The Oscar’s preeminence in the entertainment world is enhanced through extensive coverage in all the media: print and radio in the first two decades, and television in the last fifty years. This media blitz is not confined to the United States: the Oscar show is a popular TV program, watched live or on tape by over one billion people in over 200 countries.
Every profession is stratified, though some are more sharply than others. In acting, the inequality in rewards (money, prestige, popularity, power) between the elite and the rank‑and‑file is particularly sharp. There are three relevant audiences and three corresponding evaluations in the film world: evaluation by peers, evaluation by critics, and evaluation by the public. The first evaluation is internal to the film world, whereas the other two are external or outside the industry. However, all three evaluations are important because they operate at the same time, and each exerts some impact on the film world.
Most film artists, particularly actors, aim at achieving two distinct goals in their careers: professional attainment as defined by peers and critics, and a broader commercial popularity, as determined by the general public. Actors are aware of the potential conflicts in fulfilling these goals. They know that to be respected by peers and critics is one thing; to be popular, quite another. In film, more than in other arts, outsiders, namely moviegoers, exercise power over artists’ careers.
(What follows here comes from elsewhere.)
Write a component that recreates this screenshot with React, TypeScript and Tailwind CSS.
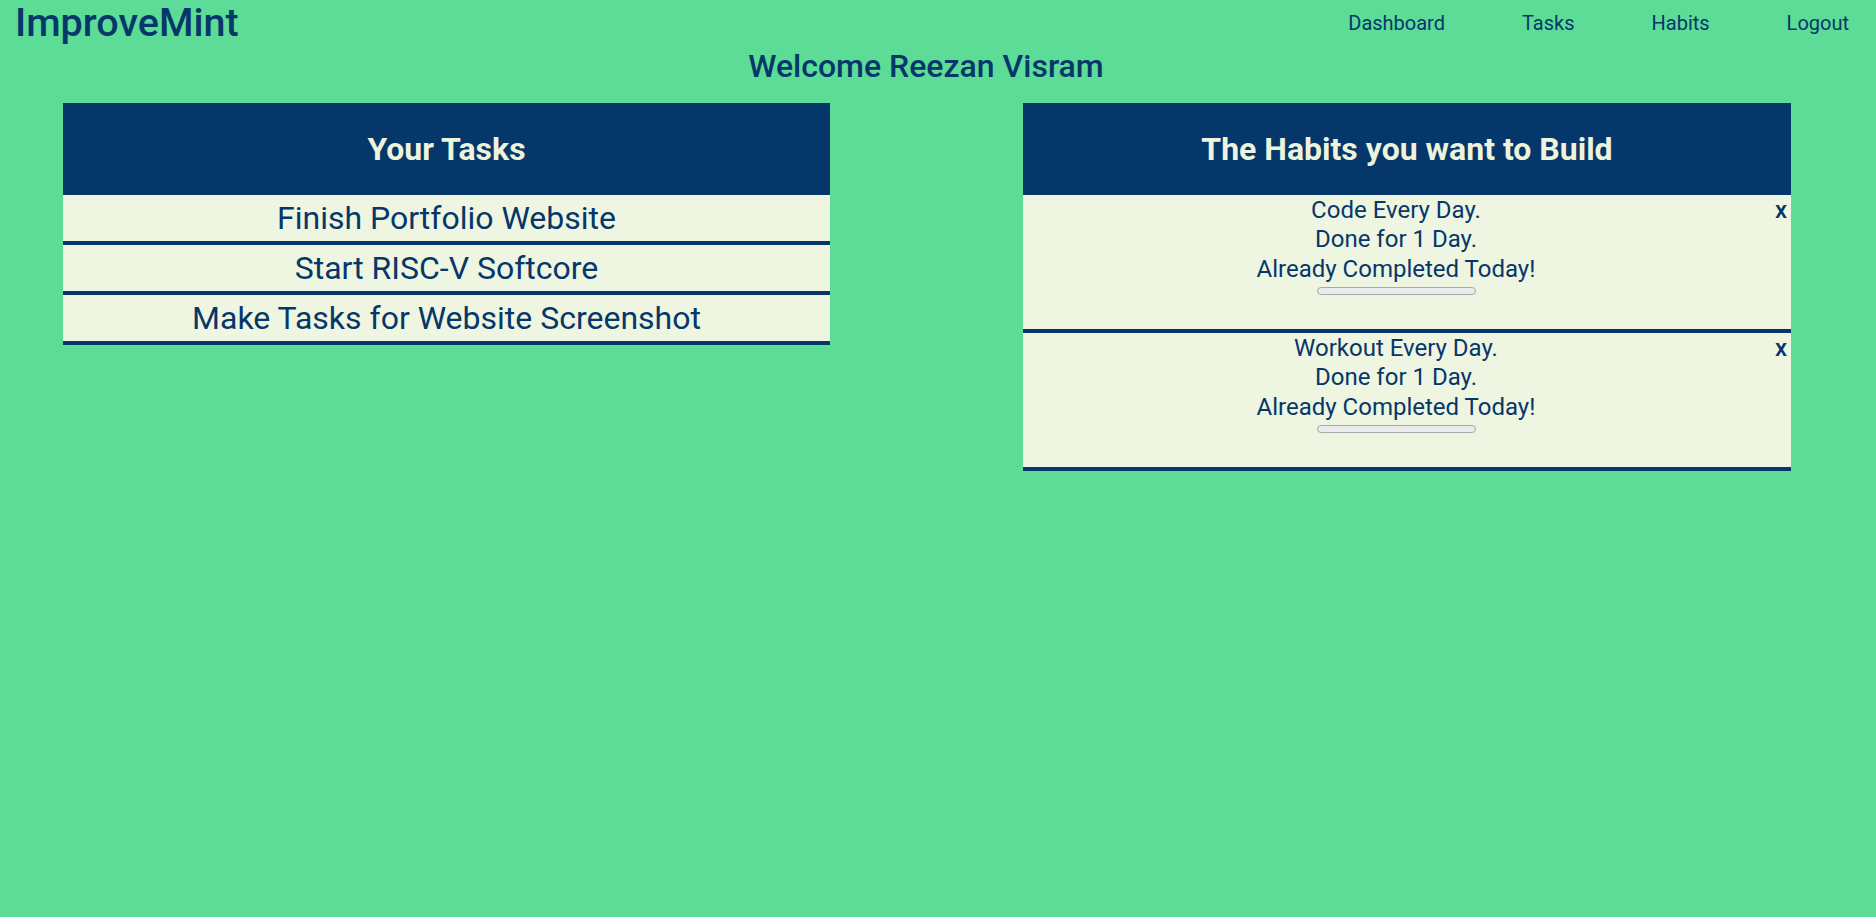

By choosing to see a particular film or a particular actor, the public determines not only their present status, but also their chances to work in the future.
What makes the Oscar such an influential award is its combination of all three evaluations. Through the Oscar, the Academy voters have functioned in various capacities, as peers and colleague, as critics and judges, and as taste makers and trend setters. No other award so well combines the usually disparate critical and popular judgments.
The Oscar is the only award to exert a direct, pervasive influence on every element of the film world: the studios and its executives, the movies, their filmmakers, and their audiences.